June 21, 2021


June 23-27, 2014
42nd Canadian Annual Symposium on Operator Algebras and Their Applications (COSy)

Location: June 23-24 & June 26-27, Fields Institute, 222 College St.
Location: June 25, Bahen Building, 40 St. George St. Room 1170


Plenary Speakers

David Blecher (Houston)
'Interpolating' between Hilbert space operators, and real positivity for operator algebras

With Charles Read we have introduced and studied a new notion of (real) positivity in operator algebras, with an eye to extending certain $C^*$-algebraic results and theories to more general algebras. As motivation note that the `completely' real positive maps on C*-algebras or operator systems are precisely the completely positive maps in the usual sense; however with real positivity one may develop a useful order theory for more general spaces and algebras. This is intimately connected to new relationships between an operator algebra and the C*-algebra it generates, and in particular what to we call noncommutative peak interpolation, and noncommutative peak sets. We report on the state of this theory (joint work with Read, ome in progress at the time of writing) and on the parts of it that generalize further to certain classes of Banach algebras (joint work with N. Ozawa).

Ken Davidson (Waterloo)
Semicrossed products over semigroups

If $P$ is a subsemigroup of a group $G$ that acts on a C*-algebra $A$ by $*$-endomorphisms, we construct the semicrossed product, which is a universal nonself-adjoint operator algebra with respect to some specified family of covariant representations. We seek to identify the C*-envelope, which is the smallest enveloping C*-algebra, as a crossed product of a related C*-algebra $B$ by an automorphic action of $G$. This is accomplished in a number of cases.
This is joint work with Adam Fuller (U. Nebraska) and Evgenios Kakariadis (Ben-Gurion U.).

Ilijas Farah (York)
A new tool for constructing nuclear C*-algebras

By combining old and new tools from model theory one can give unified proofs of various permanence properties for C*-algebras defined by approximation properties. These tools also provide new constructions of C*-algebras with prescribed properties. This is a report on work in progress with several coauthors, including B. Hart, M. Magidor, L. Robert and A. Tikuisis.

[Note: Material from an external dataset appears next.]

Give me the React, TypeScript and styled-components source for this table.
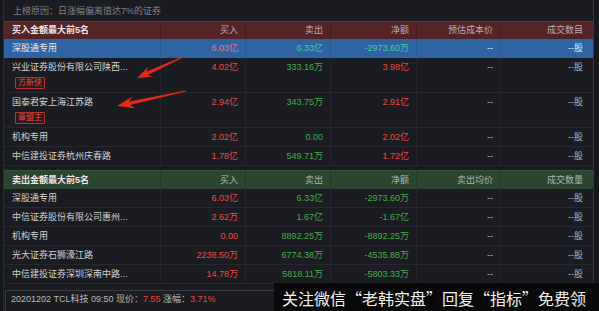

Farzad Fathizadeh (Caltech and Western )
Scalar Curvature and Gauss-Bonnet Theorem for Noncommutative Tori
Coauthors; Masoud Khalkhali

After the seminal work of Connes and Tretkoff on the Gauss-Bonnet theorem for the noncommutative two-torus, there have been significant developments in understanding the local differential geometry of these C*-algebras equipped with curved metrics. In this talk, I will review my joint works with M. Khalkhali in which we extend this result to general translation invariant conformal structures on noncommutative two-tori and compute the scalar curvature. Our final formula for the curvature matches precisely with the one computed independently by A. Connes and H. Moscovici. A purely noncommutative feature in these works is the appearance of the modular automorphism from Tomita-Takesaki theory in the computations and final formulas for the curvature. Time permitting I shall also try to indicate an extension of these results to curved noncommutative four tori.

Fereidoun Ghahramani (Manitoba)
An introduction to approximate amenability for operator algebraists

This talk is on basic material from theory of {\it approximate amenability} and its branches that R.J. Loy and I introduced in the year 2000 and have been developing since then, sometimes with other colleagues: Y. Choi, H.G. Dales, C.J. Read, E. Samei, and Y. Zhang. I have chosen the material for the talk so that it might be interesting for operator algebraists. Although some results to be presented are about operator algebras on Banach spaces, the talk, however, will end up with some open questions on operator algebras on Hilbert spaces.

Thierry Giordano (Ottawa)
Purely infinite partial crossed products

Partial actions of a discrete group on C*-algebras and their associated crossed products were introduced by Ruy Exel and Kevin McClanahan, and since then have been developed by many authors. In a recent work, Adam Sierakowski and I pursued the study of partial C*-dynamical systems and their associated crossed products. In this talk I will report on some of the results we obtained.

Guihua Gong (Puerto Rico)

Matthew Kennedy (Carleton)
Boundaries of reduced C*-algebras of discrete groups

For a discrete group G, we consider the minimal C*-algebra of $\ell^\infty(G)$ that arises as the image of a unital positive G-equivariant projection. This algebra always exists and is unique up to isomorphism. It is trivial if and only if G is amenable. We prove that, more generally, it can be identified with the C*-algebra of continuous functions on Furstenberg’s universal G-boundary. This operator-algebraic construction of the Furstenberg boundary turns out to have some interesting consequences. In particular, it leads to proof of a conjecture of Ozawa about nuclear embeddings of reduced C*-algebras of exact groups.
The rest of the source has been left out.